そうした意味からも、世界を代表する先進的な通信事業者たちの取り組みと視座を「機先を制するためのセンサー」として、「相場観」や「バウンダリー(これ以上はやりすぎとなる限界線)」を見極めるようにしています。なぜなら米国や欧州で新たな規制が策定された場合、策定後に取り組むのと、それ以前から準備しているのとでは、対応に大きな差が出るからです。
規制の策定は、ある程度事態が進行してから議論されますよね。ですから規制が策定されるか否かにかかわらず、(規制に見合った)一定レベルのことを実施するのが、アドバンスドグループとしての在り方であると考えています。
外村:
最後に、今後の取り組みについて教えてください。
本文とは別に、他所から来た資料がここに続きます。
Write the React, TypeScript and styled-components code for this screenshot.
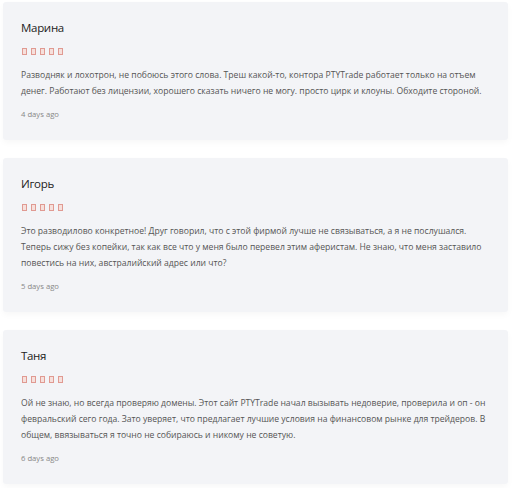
import { FC } from 'react';
import styled, { createGlobalStyle } from 'styled-components';

const GlobalStyle = createGlobalStyle`
	body {
		margin: 0;
		background: #ffffff;
		font-family: 'Open Sans', 'Liberation Sans', sans-serif;
	}
`;

const Page = styled.div`
	display: flex;
	flex-direction: column;
	gap: 18px;
	padding: 2px 4px 4px 3px;
`;

const Card = styled.div`
	background: #f3f4f7;
	border-radius: 3px;
	padding: 16px 12px 20px 18px;
	box-shadow: 0 3px 6px rgba(0, 0, 0, 0.03);
`;

const Name = styled.h3`
	margin: 0;
	font-size: 11.5px;
	letter-spacing: -0.3px;
	line-height: 20px;
	font-weight: 400;
	color: #222;
`;

const Stars = styled.div`
	display: flex;
	gap: 4px;
	height: 10px;
	align-items: center;
	margin: 8px 0 11px 1px;
`;

const Star = styled.span`
	display: block;
	width: 3px;
	height: 5px;
	border: 1px solid #e09a92;
	background: #f6e0dc;
`;

const Text = styled.p`
	margin: 0;
	font-size: 8.6px;
	line-height: 16px;
	color: #555;
`;

const Date = styled.div`
	margin-top: 9px;
	font-size: 7.7px;
	line-height: 12px;
	color: #888;
`;

const reviews = [
	{
		name: 'Марина',
		text: 'Разводняк и лохотрон, не побоюсь этого слова. Треш какой-то, контора PTYTrade работает только на отъем денег. Работают без лицензии, хорошего сказать ничего не могу. просто цирк и клоуны. Обходите стороной.',
		date: '4 days ago',
	},
	{
		name: 'Игорь',
		text: 'Это разводилово конкретное! Друг говорил, что с этой фирмой лучше не связываться, а я не послушался. Теперь сижу без копейки, так как все что у меня было перевел этим аферистам. Не знаю, что меня заставило повестись на них, австралийский адрес или что?',
		date: '5 days ago',
	},
	{
		name: 'Таня',
		text: 'Ой не знаю, но всегда проверяю домены. Этот сайт PTYTrade начал вызывать недоверие, проверила и оп - он февральский сего года. Зато уверяет, что предлагает лучшие условия на финансовом рынке для трейдеров. В общем, ввязываться я точно не собираюсь и никому не советую.',
		date: '6 days ago',
	},
];

const App: FC = () => {
	return (
		<>
			<GlobalStyle />
			<Page>
				{reviews.map((r) => (
					<Card key={r.name}>
						<Name>{r.name}</Name>
						<Stars>
							{[0, 1, 2, 3, 4].map((i) => (
								<Star key={i} />
							))}
						</Stars>
						<Text>{r.text}</Text>
						<Date>{r.date}</Date>
					</Card>
				))}
			</Page>
		</>
	);
};

export default App;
CISOとしてどのような活動に注力されるのでしょうか。
横浜:
「トラスト」を普遍的なものにしたいと考えています。日本では「トラスト」という言葉が特別な意味として受け止められていたり、「よくわからないけど大事だよね」程度の曖昧な意味に捉えられていたりするように感じます。しかし、ポストコロナ時代は「トラスト」が世界の基本通貨になると考えています。
外村:
どういうことでしょうか。
横浜:
1980年代から台頭したグローバリゼーションの基本通貨は、「プロフィット」でした。企業価値を最大化し、経済合理性の追求を基本通貨としてグローバリゼーションを牽引してきたのですね。しかし、これからのグローバリゼーションの基本通貨は、必ずしも「プロフィット」だけではありません。「その企業は社会的責任を果たしているか」「その企業のビジネスは信頼に足るものなのか」といった「トラスト」が重要になると考えています。
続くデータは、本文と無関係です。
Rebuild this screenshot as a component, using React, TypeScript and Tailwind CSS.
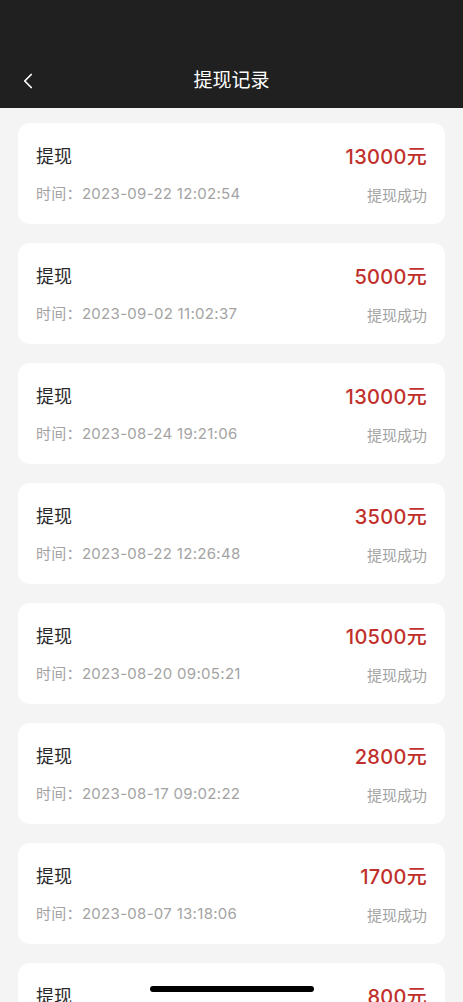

NTTのミッションは、安全なデジタルインフラを世界に対して継続的に提供し、パートナーとともに社会課題の解決を目指すことです。そのためにはNTTが社会からトラストされることが重要であり、一方で社会に対して「セキュリティ・アンド・トラスト」で貢献できるポテンシャルを持っているとの自負もあります。
外村:
セキュリティとトラストはコインの表と裏のように表裏一体であり、ひいては会社の存在意義を下支えする存在になるだろうという考えですね。本日は貴重なお話をありがとうございました。